Cuando los emperadores romanos fueron españoles, como Trajano, Teodosio y Adriano.

Cuando los filósofos romanos eran españoles también, como Séneca.

Cuando los españoles, acaudillados por Don Pelayo, comenzaron a echar a los moros de España.

Cuando los catalanes llevaron su conquista hasta Grecia.

Cuando la Universidad de Salamanca era la más importante del mundo.

Cuando los Reyes Católicos terminaron de echar a los moros con la conquista de Granada y descubrieron después América.

Cuando los soberanos Isabel y Fernando empezaron a civilizar toda América, llevando allí universidades y misioneros españoles.

¿Y cuándo más?

Cuando las conquistas realizadas por Carlos I por Europa y África para defender la cristiandad.

En las luchas que sostuvo Felipe II contra los protestantes de toda Europa y la participación española en el Concilio de Trento.

Cuando Don Juan de Austria, enviado por Felipe II, venció a los turcos en Lepanto.

Cuando las tropas de Felipe II conquistaron Portugal.

Miraba el umbral, la verdadera fuente de la historia de Occidente. Estaba cansado. Me fui a dormir pensando en la cara tensa y rebelde de la pobre Carmen...

Esa mañana, temprano, el aspecto de Barcelona que más me impresionó fue la cualidad estridente de su ruido, que elevaba la ciudad a la categoría de las más ruidosas del planeta. Enormes camiones circulaban por las vías públicas y hacían temblar el pavimento; los tranvías, con sus ruedas de acero que rechinaban sobre los rieles, pasaban con sus campanas ensordecedoras; los gritos de los niños rompían el aire; las motocicletas rugían con estruendo por las calles; las bocinas chillonas de los coches sonaban con insistencia; y, por encima de todo ello, había un estrépito indefinible que creaba un ambiente de inquietud.

Recordé que tenía cartas urgentes que enviar, pregunté en mi torpe español el camino hacia la oficina principal de correos. Entré en ella y encontré la ventanilla en la que podía despachar el correo aéreo.

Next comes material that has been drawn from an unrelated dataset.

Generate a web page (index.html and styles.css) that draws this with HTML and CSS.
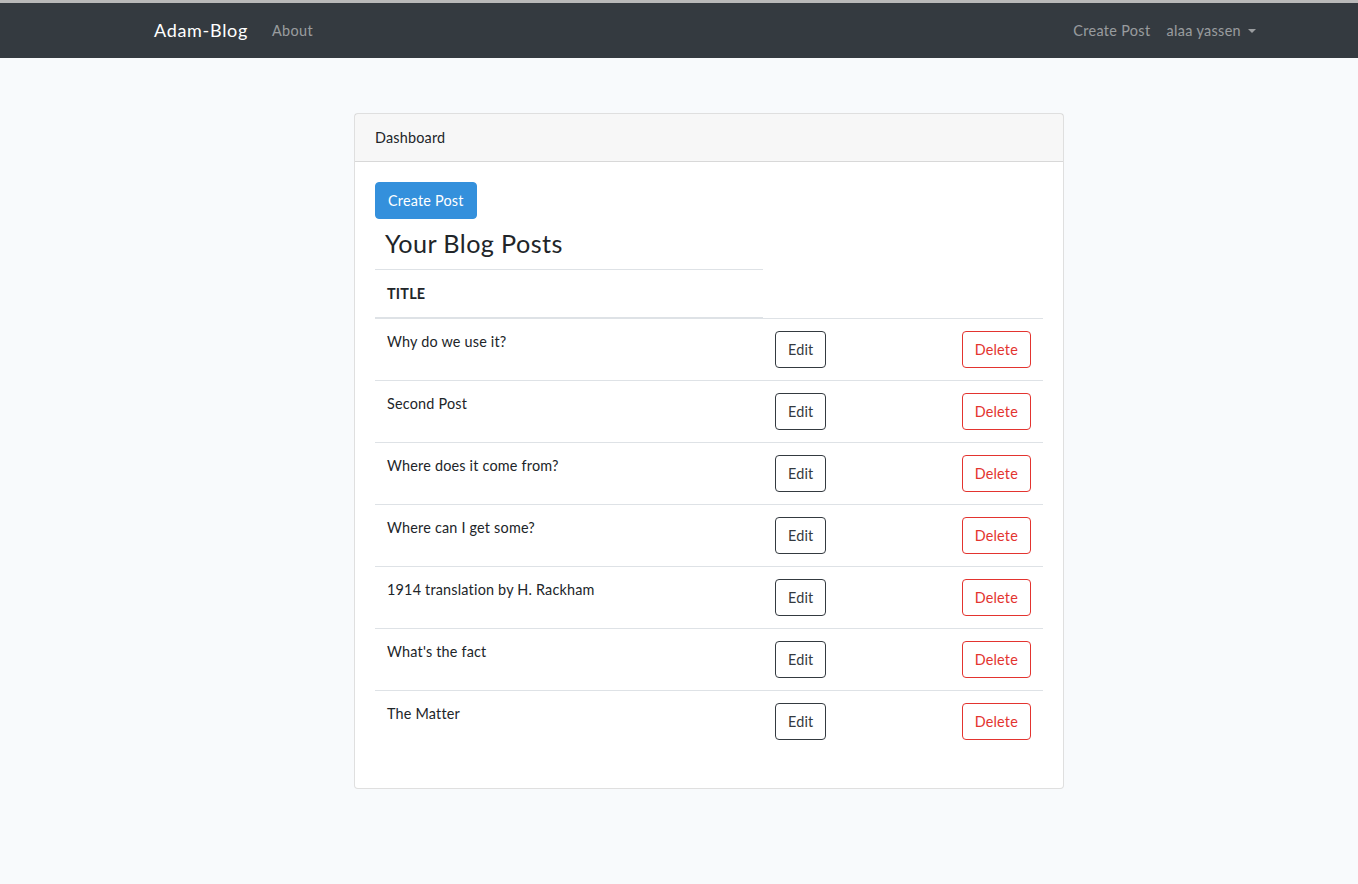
FILE: index.html
```html
<!DOCTYPE html>
<html lang="en">
<head>
<meta charset="utf-8">
<title>Adam-Blog</title>
<link rel="stylesheet" href="styles.css">
</head>
<body>
<div class="topstrip"></div>
<nav class="navbar">
  <div class="container nav-inner">
    <div class="nav-left">
      <a class="brand" href="#">Adam-Blog</a>
      <a class="nav-link" href="#">About</a>
    </div>
    <div class="nav-right">
      <a class="nav-link" href="#">Create Post</a>
      <a class="nav-link dropdown-toggle" href="#">alaa yassen</a>
    </div>
  </div>
</nav>
<main class="main">
  <div class="container">
    <div class="col">
      <div class="card">
        <div class="card-header">Dashboard</div>
        <div class="card-body">
          <a class="btn btn-primary" href="#">Create Post</a>
          <h3 class="title">Your Blog Posts</h3>
          <table class="table">
            <thead>
              <tr><th>TITLE</th></tr>
            </thead>
            <tbody>
              <tr><td class="c1">Why do we use it?</td><td class="c2"><a class="btn btn-dark" href="#">Edit</a></td><td class="c3"><a class="btn btn-danger" href="#">Delete</a></td></tr>
              <tr><td class="c1">Second Post</td><td class="c2"><a class="btn btn-dark" href="#">Edit</a></td><td class="c3"><a class="btn btn-danger" href="#">Delete</a></td></tr>
              <tr><td class="c1">Where does it come from?</td><td class="c2"><a class="btn btn-dark" href="#">Edit</a></td><td class="c3"><a class="btn btn-danger" href="#">Delete</a></td></tr>
              <tr><td class="c1">Where can I get some?</td><td class="c2"><a class="btn btn-dark" href="#">Edit</a></td><td class="c3"><a class="btn btn-danger" href="#">Delete</a></td></tr>
              <tr><td class="c1">1914 translation by H. Rackham</td><td class="c2"><a class="btn btn-dark" href="#">Edit</a></td><td class="c3"><a class="btn btn-danger" href="#">Delete</a></td></tr>
              <tr><td class="c1">What's the fact</td><td class="c2"><a class="btn btn-dark" href="#">Edit</a></td><td class="c3"><a class="btn btn-danger" href="#">Delete</a></td></tr>
              <tr><td class="c1">The Matter</td><td class="c2"><a class="btn btn-dark" href="#">Edit</a></td><td class="c3"><a class="btn btn-danger" href="#">Delete</a></td></tr>
            </tbody>
          </table>
        </div>
      </div>
    </div>
  </div>
</main>
</body>
</html>
```
FILE: styles.css
```css
* { box-sizing: border-box; }
html, body { margin: 0; padding: 0; }
body {
  background: #f8fafc;
  font-family: Lato, "Noto Sans", sans-serif;
  font-size: 14.4px;
  line-height: 1.6;
  letter-spacing: 0.2px;
  color: #212529;
}
a { text-decoration: none; }
.topstrip { height: 3px; background: #b9b9b9; }
.container {
  width: 1140px;
  margin-left: 139px;
  padding: 0 15px;
}
.navbar {
  background: #343a40;
  height: 55px;
}
.nav-inner {
  height: 55px;
  display: flex;
  align-items: center;
  justify-content: space-between;
}
.nav-left, .nav-right { display: flex; align-items: center; }
.brand {
  color: #fff;
  font-size: 18px;
  line-height: 28.8px;
  letter-spacing: 0.7px;
  margin-right: 16px;
}
.nav-link {
  color: rgba(255,255,255,0.5);
  padding: 8px 8px;
  font-size: 14.4px;
  letter-spacing: 0.35px;
}
.dropdown-toggle::after {
  content: "";
  display: inline-block;
  margin-left: 7px;
  vertical-align: 3px;
  border-top: 4.5px solid;
  border-left: 4.5px solid transparent;
  border-right: 4.5px solid transparent;
}
.main { padding-top: 55px; }
.col { width: 740px; padding: 0 15px; margin: 0 auto; }
.card {
  background: #fff;
  border: 1px solid rgba(0,0,0,0.125);
  border-radius: 4px;
}
.card-header {
  background: rgba(0,0,0,0.03);
  border-bottom: 1px solid rgba(0,0,0,0.125);
  padding: 12px 20px;
  line-height: 23px;
}
.card-body { padding: 20px; }
.btn {
  display: inline-block;
  padding: 6px 12px;
  border: 1px solid transparent;
  border-radius: 4px;
  line-height: 23.04px;
  font-size: 14.4px;
}
.btn-primary { background: #3490dc; color: #fff; border-color: #3490dc; }
.btn-dark { color: #343a40; border-color: #343a40; }
.btn-danger { color: #e3342f; border-color: #e3342f; }
.title {
  font-size: 25.2px;
  font-weight: 400;
  line-height: 1.2;
  letter-spacing: 0.4px;
  margin: 9px 0 11px 10px;
}
.table {
  width: 100%;
  table-layout: fixed;
  border-collapse: collapse;
  margin-bottom: 16px;
}
.table th {
  text-align: left;
  font-weight: 700;
  padding: 12px;
  border-top: 1px solid #dee2e6;
  border-bottom: 2px solid #dee2e6;
  width: 388px;
}
.table td {
  padding: 12px;
  border-top: 1px solid #dee2e6;
  vertical-align: top;
}
.table .c1 { padding-top: 11px; }
.table .c3 { text-align: right; }
```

La empleada de pelo negro detrás del mostrador estaba ocupada, inclinada con la cabeza hacia abajo; sus dedos, brillantes y relucientes con dos anillos de diamantes, se movían con la velocidad vertiginosa de una máquina mientras contaba billetes de pesetas. La observé paciente mientras terminaba, juntaba los billetes en un fajo y los metía en un cajón. Entonces levantó la vista y vio mi rostro; sus labios se separaron, su rostro se puso pálido y se persignó rápidamente. Le entregué mis cartas y ella se ocupó de estas nerviosa. Pero ¿qué le había impactado tanto al verme? ¿La imagen de mi rostro de no creyente, en el que ella de un vistazo probablemente podría descubrir que yo no era católico, la había hecho persignarse?